*** AVAILABLE DATA

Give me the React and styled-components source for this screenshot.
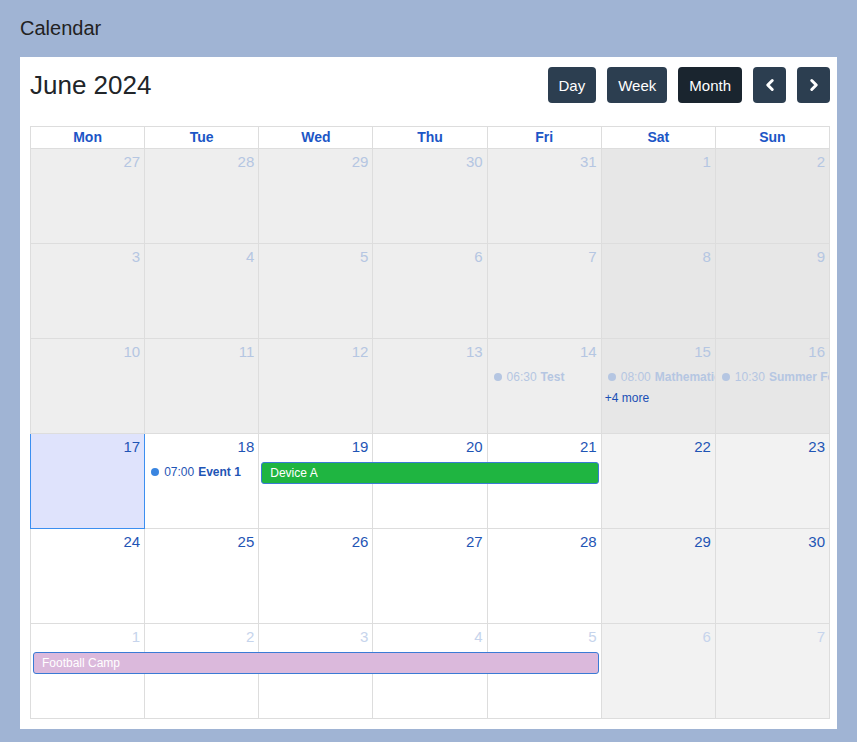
import React from 'react';
import styled, { createGlobalStyle } from 'styled-components';
import { ChevronLeft, ChevronRight } from 'lucide-react';

const GlobalStyle = createGlobalStyle`
  * { box-sizing: border-box; }
  body {
    margin: 0;
    background: #a0b4d4;
    font-family: "Liberation Sans", Arial, sans-serif;
  }
`;

const DAYS = ['Mon', 'Tue', 'Wed', 'Thu', 'Fri', 'Sat', 'Sun'];

// kind: past | cur | next
const weeks = [
  { days: [27, 28, 29, 30, 31, 1, 2], kind: 'past' },
  { days: [3, 4, 5, 6, 7, 8, 9], kind: 'past' },
  {
    days: [10, 11, 12, 13, 14, 15, 16],
    kind: 'past',
    dots: [
      { col: 5, time: '06:30', title: 'Test' },
      { col: 6, time: '08:00', title: 'Mathematics' },
      { col: 7, time: '10:30', title: 'Summer Festival' },
    ],
    more: { col: 6, text: '+4 more' },
  },
  {
    days: [17, 18, 19, 20, 21, 22, 23],
    kind: 'cur',
    today: 0,
    dots: [{ col: 2, time: '07:00', title: 'Event 1' }],
    bars: [{ start: 3, end: 5, title: 'Device A', bg: '#1fb541' }],
  },
  { days: [24, 25, 26, 27, 28, 29, 30], kind: 'cur' },
  {
    days: [1, 2, 3, 4, 5, 6, 7],
    kind: 'next',
    bars: [{ start: 1, end: 5, title: 'Football Camp', bg: '#dbb9dc' }],
  },
];

const cellBg = (kind, i, today) => {
  if (today) return '#dfe3fc';
  const weekend = i >= 5;
  if (kind === 'past') return weekend ? '#e7e7e7' : '#eeeeee';
  return weekend ? '#f2f2f2' : '#ffffff';
};

const numColor = kind =>
  kind === 'past' ? '#b5c6e2' : kind === 'next' ? '#c6d4ec' : '#1f55b5';

export default function App() {
  return (
    <Page>
      <GlobalStyle />
      <PageTitle>Calendar</PageTitle>
      <Panel>
        <Toolbar>
          <MonthTitle>June 2024</MonthTitle>
          <Buttons>
            <Btn>Day</Btn>
            <Btn>Week</Btn>
            <Btn $active>Month</Btn>
            <IconBtn>
              <ChevronLeft size={18} strokeWidth={4} />
            </IconBtn>
            <IconBtn>
              <ChevronRight size={18} strokeWidth={4} />
            </IconBtn>
          </Buttons>
        </Toolbar>
        <Table>
          <HeadRow>
            {DAYS.map(d => (
              <HeadCell key={d}>{d}</HeadCell>
            ))}
          </HeadRow>
          {weeks.map((w, wi) => (
            <Week key={wi}>
              {w.days.map((d, i) => (
                <Cell
                  key={i}
                  $col={i + 1}
                  $bg={cellBg(w.kind, i, w.today === i)}
                  $today={w.today === i}
                >
                  <DayNum $color={numColor(w.kind)}>{d}</DayNum>
                </Cell>
              ))}
              {(w.dots || []).map((e, i) => (
                <DotEvent key={'d' + i} $col={e.col} $past={w.kind === 'past'}>
                  <Dot $past={w.kind === 'past'} />
                  <span>{e.time}</span>
                  <b>{e.title}</b>
                </DotEvent>
              ))}
              {(w.bars || []).map((b, i) => (
                <Bar key={'b' + i} $start={b.start} $end={b.end} $bg={b.bg}>
                  {b.title}
                </Bar>
              ))}
              {w.more && <More $col={w.more.col}>{w.more.text}</More>}
            </Week>
          ))}
        </Table>
      </Panel>
    </Page>
  );
}

const Page = styled.div`
  min-height: 742px;
  padding: 14px 20px 14px 20px;
`;

const PageTitle = styled.div`
  font-size: 20px;
  line-height: 28px;
  color: #222;
  margin-bottom: 15px;
`;

const Panel = styled.div`
  background: #fff;
  padding: 10px 7px 10px 10px;
`;

const Toolbar = styled.div`
  display: flex;
  align-items: center;
  justify-content: space-between;
  height: 36px;
  margin-bottom: 23px;
`;

const MonthTitle = styled.h2`
  margin: 0;
  font-size: 26px;
  font-weight: 400;
  color: #212529;
`;

const Buttons = styled.div`
  display: flex;
  gap: 11px;
`;

const Btn = styled.button`
  height: 36px;
  padding: 0 11px;
  border: none;
  border-radius: 4px;
  background: ${({ $active }) => ($active ? '#1a252f' : '#2c3e50')};
  color: #fff;
  font-family: inherit;
  font-size: 15px;
`;

const IconBtn = styled(Btn)`
  width: 33px;
  padding: 0;
  display: flex;
  align-items: center;
  justify-content: center;
`;

const Table = styled.div`
  border-top: 1px solid #dddddd;
  border-left: 1px solid #dddddd;
`;

const HeadRow = styled.div`
  display: grid;
  grid-template-columns: repeat(7, 1fr);
`;

const HeadCell = styled.div`
  height: 22px;
  line-height: 21px;
  text-align: center;
  font-size: 14px;
  font-weight: 700;
  color: #1c56c6;
  border-right: 1px solid #dddddd;
  border-bottom: 1px solid #dddddd;
`;

const Week = styled.div`
  display: grid;
  grid-template-columns: repeat(7, 1fr);
  grid-template-rows: 28px 22px 20px 1fr;
  height: 95px;
`;

const Cell = styled.div`
  grid-column: ${({ $col }) => $col};
  grid-row: 1 / -1;
  background: ${({ $bg }) => $bg};
  border-right: 1px solid ${({ $today }) => ($today ? '#3b8ff0' : '#dddddd')};
  border-bottom: 1px solid ${({ $today }) => ($today ? '#3b8ff0' : '#dddddd')};
  box-shadow: ${({ $today }) => ($today ? 'inset 1px 0 0 #3b8ff0' : 'none')};
  margin-left: ${({ $today }) => ($today ? '-1px' : '0')};
`;

const DayNum = styled.div`
  text-align: right;
  padding: 4px 4px 0 0;
  font-size: 15px;
  line-height: 18px;
  color: ${({ $color }) => $color};
`;

const DotEvent = styled.div`
  grid-column: ${({ $col }) => $col};
  grid-row: 2;
  z-index: 1;
  display: flex;
  align-items: center;
  gap: 4px;
  padding: 0 4px 0 6px;
  margin-right: 1px;
  margin-top: -2px;
  overflow: hidden;
  white-space: nowrap;
  font-size: 12px;
  color: ${({ $past }) => ($past ? '#b5c6e2' : '#1f55b5')};

  b {
    font-weight: 700;
  }
`;

const Dot = styled.span`
  flex: none;
  width: 8px;
  height: 8px;
  border-radius: 50%;
  margin-right: 1px;
  background: ${({ $past }) => ($past ? '#b5c6e2' : '#3a85e0')};
`;

const Bar = styled.div`
  grid-column: ${({ $start, $end }) => `${$start} / ${$end + 1}`};
  grid-row: 2;
  z-index: 1;
  margin: 0 3px 0 2px;
  height: 22px;
  line-height: 20px;
  padding-left: 8px;
  border: 1px solid #3a7bd5;
  border-radius: 3px;
  background: ${({ $bg }) => $bg};
  color: #fff;
  font-size: 12px;
  white-space: nowrap;
  overflow: hidden;
`;

const More = styled.div`
  grid-column: ${({ $col }) => $col};
  grid-row: 3;
  z-index: 1;
  padding-left: 3px;
  font-size: 12px;
  line-height: 18px;
  color: #1a4fb5;
`;
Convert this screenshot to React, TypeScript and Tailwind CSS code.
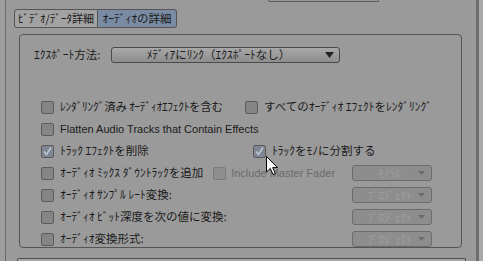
import React from "react";

const jp = "font-['Noto_Sans_CJK_JP','Liberation_Sans',sans-serif]";

function Check({ checked, dim }: { checked?: boolean; dim?: boolean }) {
  return (
    <span
      className={`relative w-[13px] h-[13px] flex-shrink-0 rounded-[2px] border ${
        dim ? "border-[#7a7a7a] bg-[#8e8e8e]" : checked ? "border-[#5a5a5a] bg-[#7f8794]" : "border-[#5c5c5c] bg-[#858585]"
      }`}
    >
      {checked && (
        <svg width="11" height="11" viewBox="0 0 11 11" className="absolute left-0 top-0">
          <path d="M2 5.5 L4.5 8.5 L9 1.5" fill="none" stroke="#bcc6d2" strokeWidth="1.6" />
        </svg>
      )}
    </span>
  );
}

function Drop({ label }: { label: string }) {
  return (
    <div className="ml-auto w-[80px] h-[16px] rounded-[3px] border border-[#6c6c6c] bg-[#8d8d8d] flex items-center pl-2 pr-1.5">
      <span className={`${jp} flex-1 text-center text-[11px] leading-none text-[#a0a0a0]`}>{label}</span>
      <svg width="7" height="4" viewBox="0 0 7 4">
        <path d="M0 0 H7 L3.5 4 Z" fill="#6c6c6c" />
      </svg>
    </div>
  );
}

function Row({ children }: { children: React.ReactNode }) {
  return <div className="h-[22px] flex items-center pl-[21px] pr-[29px]">{children}</div>;
}

function Label({ children, en, tight }: { children: React.ReactNode; en?: boolean; tight?: boolean }) {
  return (
    <span
      className={`${en ? "font-['Liberation_Sans',sans-serif] text-[11px]" : `${jp} text-[11.5px]`} ${
        tight ? "tracking-[-0.3px]" : ""
      } leading-none text-[#1a1a1a] whitespace-nowrap ml-[6px]`}
    >
      {children}
    </span>
  );
}

export default function App() {
  return (
    <div className="relative w-[483px] h-[261px] overflow-hidden bg-[#9a9a9a] flex">
      {/* left edge */}
      <div className="w-[6px] bg-[#9d9d9d] border-r border-[#6a6a6a]" />

      {/* main */}
      <div className="w-[470px] flex flex-col">
        <div className="ml-[262px] w-[111px] h-[2px] border-x border-b border-[#5a5a5a] rounded-b-[2px]" />

        {/* Tabs */}
        <div className="mt-[7px] ml-[8px] flex h-[19px]">
          <div className={`${jp} w-[84px] flex items-center justify-center whitespace-nowrap text-[11px] leading-none text-[#1a1a1a] bg-[#a2a2a2] border border-[#555] rounded-l-[3px]`}>
            ﾋﾞﾃﾞｵ/ﾃﾞｰﾀ詳細
          </div>
          <div className={`${jp} w-[79px] flex items-center justify-center whitespace-nowrap text-[11.5px] leading-none text-[#1a1a1a] bg-[#7a8ca4] border border-l-0 border-[#555] rounded-r-[3px]`}>
            ｵｰﾃﾞｨｵの詳細
          </div>
        </div>

        {/* Group */}
        <div className="mt-[6px] ml-[13px] w-[443px] h-[214px] border border-[#555] rounded-[4px] flex flex-col">
          <div className="mt-[12px] flex items-center h-[16px]">
            <span className={`${jp} ml-[14px] w-[77px] text-[11.5px] leading-none text-[#1a1a1a] whitespace-nowrap`}>ｴｸｽﾎﾟｰﾄ方法:</span>
            <div className="w-[229px] h-[16px] rounded-[3px] border border-[#4a4a4a] bg-gradient-to-b from-[#a8a8a8] to-[#8e8e8e] flex items-center pr-[5px]">
              <span className={`${jp} flex-1 text-center text-[11.5px] leading-none text-[#1a1a1a]`}>ﾒﾃﾞｨｱにﾘﾝｸ（ｴｸｽﾎﾟｰﾄなし）</span>
              <svg width="9" height="6" viewBox="0 0 9 6">
                <path d="M0 0 H9 L4.5 6 Z" fill="#222" />
              </svg>
            </div>
          </div>

          <div className="mt-[33px] flex flex-col">
            <Row>
              <div className="w-[212px] flex items-center">
                <Check />
                <Label tight>ﾚﾝﾀﾞﾘﾝｸﾞ済み ｵｰﾃﾞｨｵｴﾌｪｸﾄを含む</Label>
              </div>
              <Check />
              <Label>すべてのｵｰﾃﾞｨｵ ｴﾌｪｸﾄをﾚﾝﾀﾞﾘﾝｸﾞ</Label>
            </Row>
            <Row>
              <Check />
              <Label en>Flatten Audio Tracks that Contain Effects</Label>
            </Row>
            <Row>
              <div className="w-[212px] flex items-center">
                <Check checked />
                <Label>ﾄﾗｯｸ ｴﾌｪｸﾄを削除</Label>
              </div>
              <Check checked />
              <Label>ﾄﾗｯｸをﾓﾉに分割する</Label>
            </Row>
            <Row>
              <Check />
              <Label>ｵｰﾃﾞｨｵ ﾐｯｸｽ ﾀﾞｳﾝﾄﾗｯｸを追加</Label>
              <span className="ml-[10px]" />
              <Check dim />
              <span className="ml-[5px] font-['Liberation_Sans',sans-serif] text-[11px] leading-none text-[#6a6a6a] whitespace-nowrap">
                Include Master Fader
              </span>
              <Drop label="ﾓﾉﾗﾙ" />
            </Row>
            <Row>
              <Check />
              <Label>ｵｰﾃﾞｨｵ ｻﾝﾌﾟﾙ ﾚｰﾄ変換:</Label>
              <Drop label="ﾌﾟﾛｼﾞｪｸﾄ" />
            </Row>
            <Row>
              <Check />
              <Label>ｵｰﾃﾞｨｵ ﾋﾞｯﾄ深度を次の値に変換:</Label>
              <Drop label="ﾌﾟﾛｼﾞｪｸﾄ" />
            </Row>
            <Row>
              <Check />
              <Label>ｵｰﾃﾞｨｵ変換形式:</Label>
              <Drop label="ﾌﾟﾛｼﾞｪｸﾄ" />
            </Row>
          </div>
        </div>

        {/* lower panel edge */}
        <div className="mt-[10px] ml-[11px] w-[449px] flex-1 border-t border-x border-[#4e4e4e] rounded-t-[2px] bg-[#a6a6a6]" />
      </div>

      {/* right edge */}
      <div className="w-[3px] bg-[#6e6e6e]" />
      <div className="flex-1 bg-[#a9a9a9]" />

      {/* mouse cursor */}
      <svg width="13" height="20" viewBox="0 0 13 20" className="absolute left-[266px] top-[156px]">
        <path d="M0.5 0.5 L0.5 16 L4.3 12.4 L7 18.5 L9.3 17.5 L6.7 11.6 L11.5 11.6 Z" fill="#fff" stroke="#000" strokeWidth="1" />
      </svg>
    </div>
  );
}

******

*WHAT TO DO*
Select the lines in this material that hold the word "screenshot", leaving none out.

*WORKED SOLUTION*
Give me the React and styled-components source for this screenshot.
Convert this screenshot to React, TypeScript and Tailwind CSS code.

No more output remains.